Through five games in 2011, Greene averaged 3.3 yards (73 carries, 240 yards), scored two touchdowns and had 12 receptions for 69 yards. This season, he has more carries (76) but fewer yards (217) and only one touchdown. He has caught only three passes for 28 yards.

Ryan said Powell has "earned a right to play some" and has been "absolutely tremendous in pass protection." Yet although Greene's snap totals went down from 50 in Week 3 against Miami to 18 against the 49ers and 24 against Houston, Ryan said he will remain his No. 1 rusher.

"In an ideal world, you have two or three guys that you feel really good about," Ryan said. "But have I lost confidence in Shonn Greene? The answer is no. I think we just keep giving him the ball. He's working extremely hard. I just think it's a matter of time before he really starts popping. And we all know the whole team is lifted when your big back is running."

Perhaps Greene is struggling partly because the Jets haven't run the ball that much. In Monday night's 23-17 loss to the Texans, Greene had only eight carries. If you take out Tebow's five runs, the running backs had a grand total of 16 rushes.

But Greene, who had his first 1,000-yard rushing season last year under former offensive coordinator Brian Schottenheimer, said Tony Sparano's system is "working just fine. We just need to execute better." Greene also said he doesn't care about his carry totals as long as the Jets (2-3) are winning.

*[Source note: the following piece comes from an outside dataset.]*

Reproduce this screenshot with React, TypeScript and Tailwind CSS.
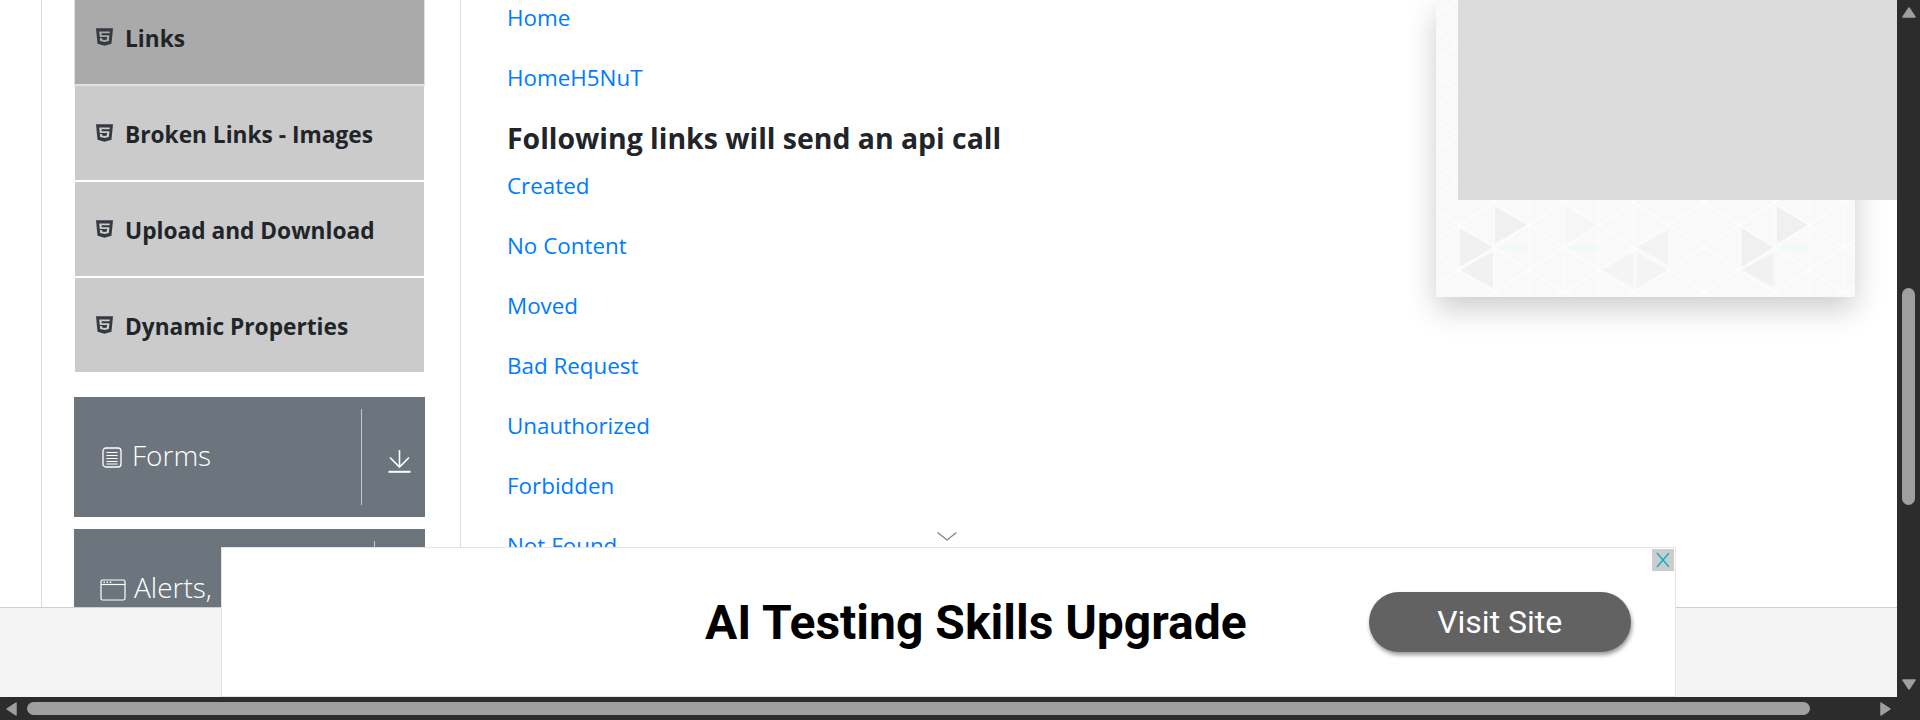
import { FaHtml5 } from "react-icons/fa";

const BODY_FONT = "font-['Open_Sans','Noto_Sans',sans-serif]";

const ELEMENT_ROWS = [
  { label: "Links", active: true, height: "h-[97px]" },
  { label: "Broken Links - Images", active: false, height: "h-[96px]" },
  { label: "Upload and Download", active: false, height: "h-[96px]" },
  { label: "Dynamic Properties", active: false, height: "h-[96px]" },
];

const API_LINKS = ["Created", "No Content", "Moved", "Bad Request", "Unauthorized", "Forbidden", "Not Found"];

// mesh columns of the ad's background image, in card coordinates
const MESH_COLUMNS = Array.from({ length: 14 }, (_, i) => -12 + i * 35);
const MESH_ROWS = Array.from({ length: 10 }, (_, i) => -45 + i * 45);

const TRIANGLES = [
  { points: "59,207 59,243 91,225", fill: "#f0f0f0" },
  { points: "23,228 23,267 57,247", fill: "#f0f0f0" },
  { points: "57,252 57,288 24,270", fill: "#f1f1f1" },
  { points: "341,207 341,243 373,225", fill: "#f0f0f0" },
  { points: "306,228 306,267 339,247", fill: "#f0f0f0" },
  { points: "339,252 339,288 306,270", fill: "#f1f1f1" },
  { points: "233,230 233,265 201,247", fill: "#f3f3f3" },
  { points: "199,252 199,288 166,270", fill: "#f4f4f4" },
  { points: "201,252 201,288 233,270", fill: "#f4f4f4" },
  { points: "130,208 130,243 162,225", fill: "#f6f6f6" },
];

function AdPattern() {
  return (
    <svg viewBox="0 0 419 297" className="h-full w-full blur-[0.6px]" fill="none">
      {TRIANGLES.map((triangle) => (
        <polygon key={triangle.points} points={triangle.points} fill={triangle.fill} />
      ))}
      {MESH_COLUMNS.map((x, col) => (
        <g key={x} stroke="#ffffff" strokeWidth="1.3" strokeOpacity="0.8">
          <line x1={x} y1="0" x2={x} y2="297" strokeOpacity="0.6" />
          {MESH_ROWS.map((row) => {
            const y = row + (col % 2 === 1 ? 0 : 22.5);
            return (
              <g key={row}>
                <line x1={x} y1={y} x2={x + 35} y2={y + 22.5} />
                <line x1={x} y1={y} x2={x + 35} y2={y - 22.5} />
              </g>
            );
          })}
        </g>
      ))}
      <g stroke="#eafbfa" strokeWidth="3">
        <line x1="64" y1="248" x2="92" y2="248" />
        <line x1="132" y1="248" x2="164" y2="248" />
        <line x1="346" y1="248" x2="374" y2="248" />
      </g>
    </svg>
  );
}

function FormsIcon() {
  return (
    <svg viewBox="0 0 20 21" className="h-[21px] w-[20px]" fill="none" stroke="#fff">
      <rect x="1" y="1" width="18" height="19" rx="3" strokeWidth="1.3" />
      <path d="M4.5 5.5h11M4.5 8.5h11M4.5 11.5h11M4.5 14.5h11M4.5 17h11" strokeWidth="1.1" />
    </svg>
  );
}

function WindowIcon() {
  return (
    <svg viewBox="0 0 26 22" className="mt-[11px] h-[22px] w-[26px] shrink-0" fill="none" stroke="#fff">
      <rect x="1" y="1" width="24" height="20" rx="1.5" strokeWidth="1.2" />
      <path d="M1 5.5h24" strokeWidth="1.2" />
      <path d="M3.5 3.2h1.4M6.7 3.2h1.4M9.9 3.2h1.4" strokeWidth="1.5" />
    </svg>
  );
}

function DownloadIcon() {
  return (
    <svg viewBox="0 0 23 23" className="h-[23px] w-[23px]" fill="none" stroke="#fff">
      <path d="M11.5 0v17M2 7.5l9.5 9.5 9.5-9.5" strokeWidth="1.6" />
      <path d="M0.5 21.8h22" strokeWidth="2" />
    </svg>
  );
}

function ScrollArrow({ points, className }: { points: string; className: string }) {
  return (
    <svg viewBox="0 0 16 16" className={className}>
      <polygon points={points} fill="#9f9f9f" stroke="#9f9f9f" strokeWidth="1.5" strokeLinejoin="round" />
    </svg>
  );
}

function Sidebar() {
  return (
    <aside className="-mt-[11px] flex w-[420px] shrink-0 flex-col border-x border-[#dcdcdc] pl-[32px]">
      <ul className="w-[351px] shrink-0">
        {ELEMENT_ROWS.map((row) => (
          <li
            key={row.label}
            className={`flex ${row.height} items-center border-x border-b-2 border-white pl-[21px] text-[22.7px] font-bold leading-[30px] text-[#212529] ${
              row.active ? "border-x-[#dee2e6] border-b-[#dee2e6] bg-[#aaaaaa]" : "bg-[#cbcbcb]"
            }`}
          >
            <FaHtml5 preserveAspectRatio="none" className="mr-[12px] h-[20px] w-[17px] text-[#343a40]" />
            <span className="pt-[4px]">{row.label}</span>
          </li>
        ))}
      </ul>
      <div className="mt-[23px] flex h-[120px] w-[351px] shrink-0 bg-[#6c757d] text-white">
        <div className="flex flex-1 items-center pl-[28px] text-[28px] font-light">
          <FormsIcon />
          <span className="ml-[10px] -mt-[4px]">Forms</span>
        </div>
        <div className="my-[12px] flex w-[64px] items-center justify-center border-l border-[#c4c8cb] pl-[12px] pt-[8px]">
          <DownloadIcon />
        </div>
      </div>
      <div className="mt-[12px] flex h-[120px] w-[351px] shrink-0 bg-[#6c757d] text-white">
        <div className="flex flex-1 items-start pl-[26px] pt-[39px] text-[28px] font-light leading-[38px]">
          <WindowIcon />
          <span className="ml-[8px] w-[240px]">Alerts, Frame &amp; Windows</span>
        </div>
        <div className="my-[12px] w-[64px] border-l border-[#c4c8cb]" />
      </div>
    </aside>
  );
}

function LinksColumn() {
  return (
    <div className="pl-[46px] pt-[3px] text-[22.4px] leading-[30px] text-[#007bff]">
      <p className="mb-[30px]">Home</p>
      <p className="mb-[30px]">HomeH5NuT</p>
      <h5 className="mb-[18px] text-[28.4px] font-bold leading-[30px] text-[#212529]">Following links will send an api call</h5>
      {API_LINKS.map((label) => (
        <p key={label} className="mb-[30px]">
          {label}
        </p>
      ))}
    </div>
  );
}

function BottomAd() {
  return (
    <div className="absolute bottom-0 left-[221px] flex h-[150px] w-[1455px] items-center border border-[#e5e5e5] bg-white pl-[483px] font-['Roboto',sans-serif]">
      <span className="pt-[2px] text-[48px] font-bold text-black">AI Testing Skills Upgrade</span>
      <span className="ml-[122px] flex h-[60px] w-[262px] items-center justify-center rounded-[30px] bg-[#626262] text-[32px] text-white shadow-[1px_3px_4px_rgba(0,0,0,0.4)]">
        Visit Site
      </span>
      <span className="absolute right-[1px] top-[1px] flex h-[22px] w-[22px] items-center justify-center bg-[#cccccc]">
        <svg viewBox="0 0 16 16" className="h-[16px] w-[16px]" fill="none" stroke="#00aecd" strokeWidth="1.3">
          <path d="M2 1l12 14M14 1L2 15" />
        </svg>
      </span>
    </div>
  );
}

export default function App() {
  return (
    <div className={`grid h-[720px] w-[1920px] grid-cols-[1897px_23px] grid-rows-[697px_23px] overflow-hidden bg-[#2c2c2c] ${BODY_FONT}`}>
      <div className="relative flex flex-col overflow-hidden bg-white">
        <div className="flex h-[607px] overflow-hidden pl-[41px]">
          <Sidebar />
          <main className="flex flex-1 justify-between">
            <LinksColumn />
            <div className="relative mr-[42px] h-[297px] w-[419px] bg-[#f9f9f9] shadow-[0_12px_28px_rgba(0,0,0,0.2)]">
              <AdPattern />
              <div className="absolute -right-[42px] top-0 h-[200px] w-[439px] bg-[#dcdcdc]" />
            </div>
          </main>
        </div>
        <footer className="h-[90px] border-t border-[#cfcfcf] bg-[#f4f4f4]" />
        <svg viewBox="0 0 20 9" className="absolute left-[937px] top-[532px] h-[9px] w-[20px]" fill="none" stroke="#808080" strokeWidth="1.2">
          <path d="M0.5 0.5L10 8l9.5-7.5" />
        </svg>
        <BottomAd />
      </div>

      {/* vertical scrollbar */}
      <div className="flex flex-col items-center pt-[4px]">
        <ScrollArrow points="8,4 14,13 2,13" className="h-[16px] w-[16px]" />
        <div className="mt-[268px] h-[217px] w-[13px] rounded-full bg-[#9f9f9f]" />
        <ScrollArrow points="2,3 14,3 8,12" className="mt-auto mb-[4px] h-[16px] w-[16px]" />
      </div>

      {/* horizontal scrollbar */}
      <div className="flex items-center pl-[4px]">
        <ScrollArrow points="12,2 12,14 3,8" className="h-[16px] w-[16px]" />
        <div className="ml-[7px] h-[13px] w-[1783px] rounded-full bg-[#9f9f9f]" />
        <ScrollArrow points="4,2 4,14 13,8" className="ml-[67px] h-[16px] w-[16px]" />
      </div>
      <div />
    </div>
  );
}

McKnight said he has no doubt the Jets can still be "that No. 1 run-first team" in the NFL. But to do that, the defense has to do its part, too.

The Jets trailed in the first quarter in their past four games. When you're playing "catch-up," McKnight and Greene said, there's a tendency to stray from the running game. Said McKnight: "By the time we run the ball, we're down in points."